As palavras revitalizam
* Por
Talis Andrade
Com Paisagem com Dromedário (Companhia das Letras, 168 páginas, R$ 38), Carola Saavedra reforça sua crença no poder de revitalização da palavra. Dessa vez, a comunicação acontece a partir de 22 gravações com que a artista plástica Érika pretende recuperar o amor de Alex, afastado depois da morte de uma amiga, Karen, com quem formavam um triângulo amoroso.
Da carta para o som gravado, Carola apresenta um salto da literatura para o cinema e até radioteatro. Continua, no entanto, disposta a tratar de questões como a da identidade. Sobre o assunto, ela respondeu às seguintes questões por e-mail
A grande reflexão sobre a própria vida parece ser a redenção de seus personagens. Concorda?
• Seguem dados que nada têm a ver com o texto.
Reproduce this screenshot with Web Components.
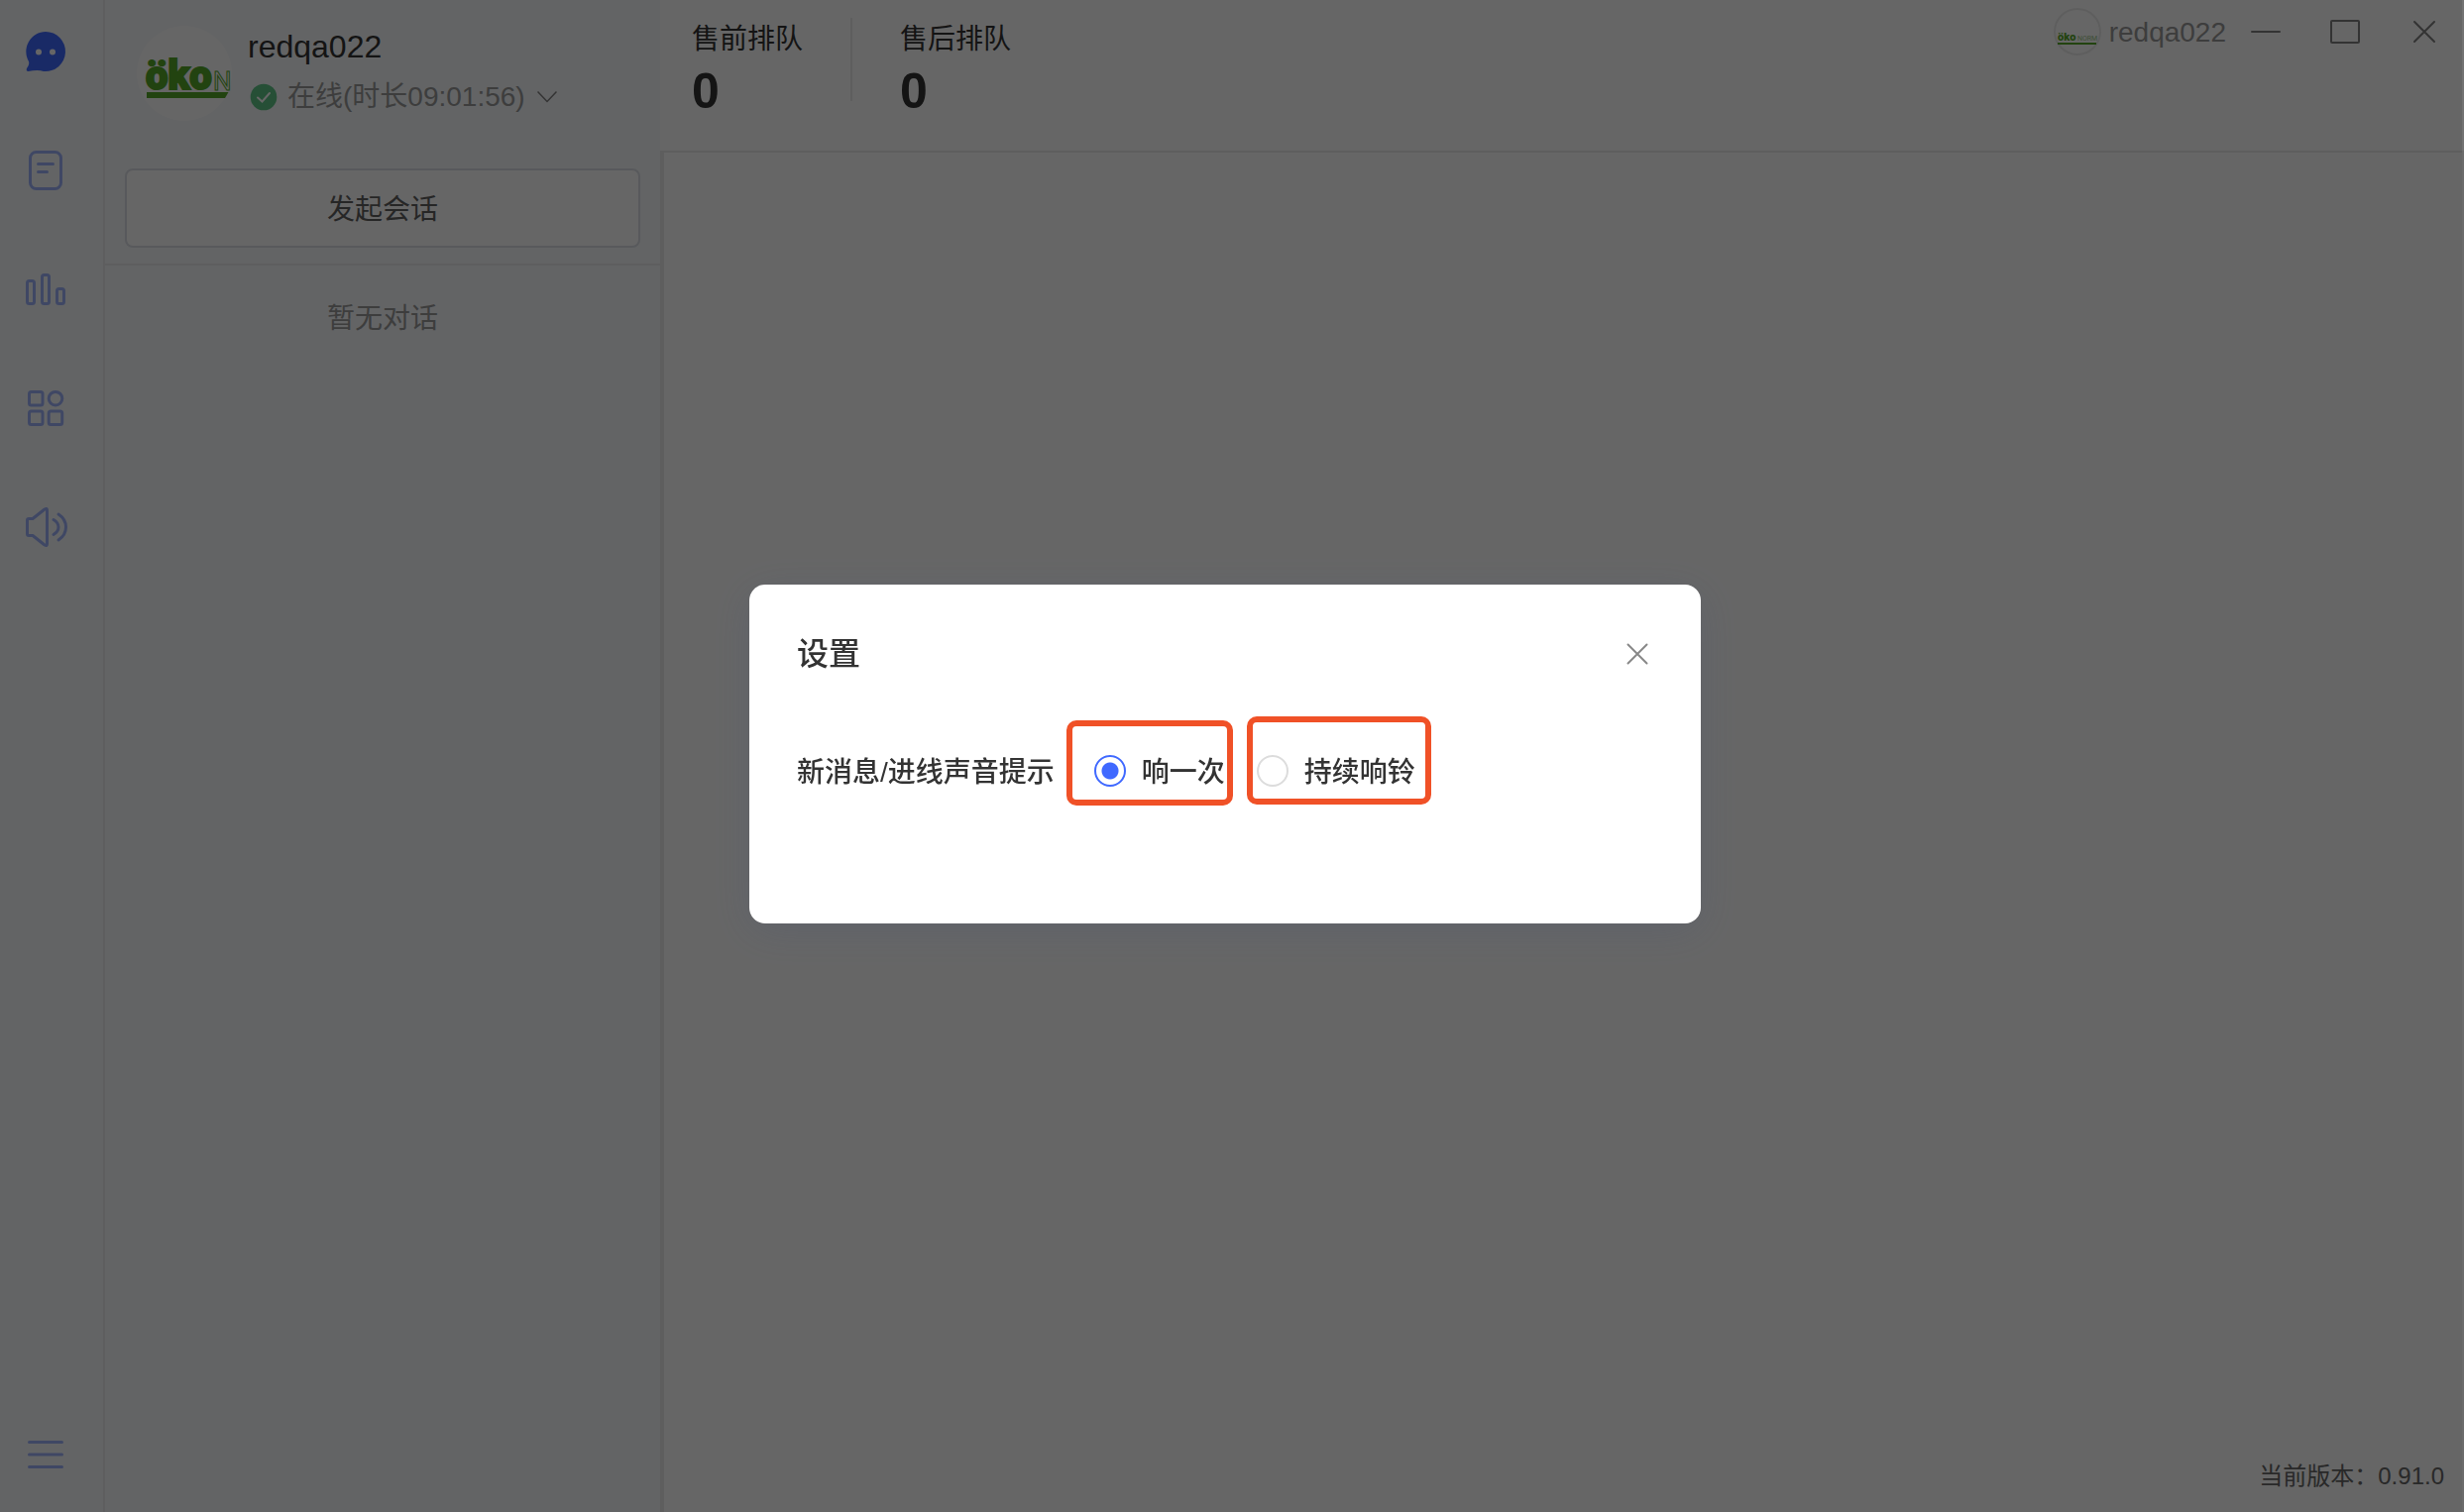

Sim, são personagens que se encontram em um momento de crise, que perderam algo importante, seja pela morte, separação, ou o fracasso de um projeto de vida, e que tentam se recuperar dessa perda por intermédio da palavra. É pela palavra que eles tentam construir, ou melhor, reconstruir sua identidade. A palavra os traz de volta ao humano, seja em Toda Terça, erguendo mesmo que apenas momentaneamente a redoma de vidro que os separa do mundo, seja em Flores Azuis, resgatando a personagem da loucura e do desespero, ou em Paisagem com Dromedário, em que a palavra tangencia o luto e a transformação da personagem. Ou seja, é essa reflexão pela palavra o que os torna humanos novamente.
TRECHO
Faz uma ou duas semanas que estou aqui. Talvez sejam apenas alguns dias, não sei. Alex, os dias passam de modo incomum neste lugar. Não sei se era uma fotografia ou se fui eu que guardei aquele momento como algo estático na memória. Antes que as coisas com Karen tomassem o rumo que tomaram. Nós três. A imagem era assim: Karen abrindo uma garrafa de vinho, você a abraçava pelas costas, dizia alguma coisa em seu ouvido. Karen ria, envergonhada. Sempre ria assim, como se o riso fosse algo obsceno.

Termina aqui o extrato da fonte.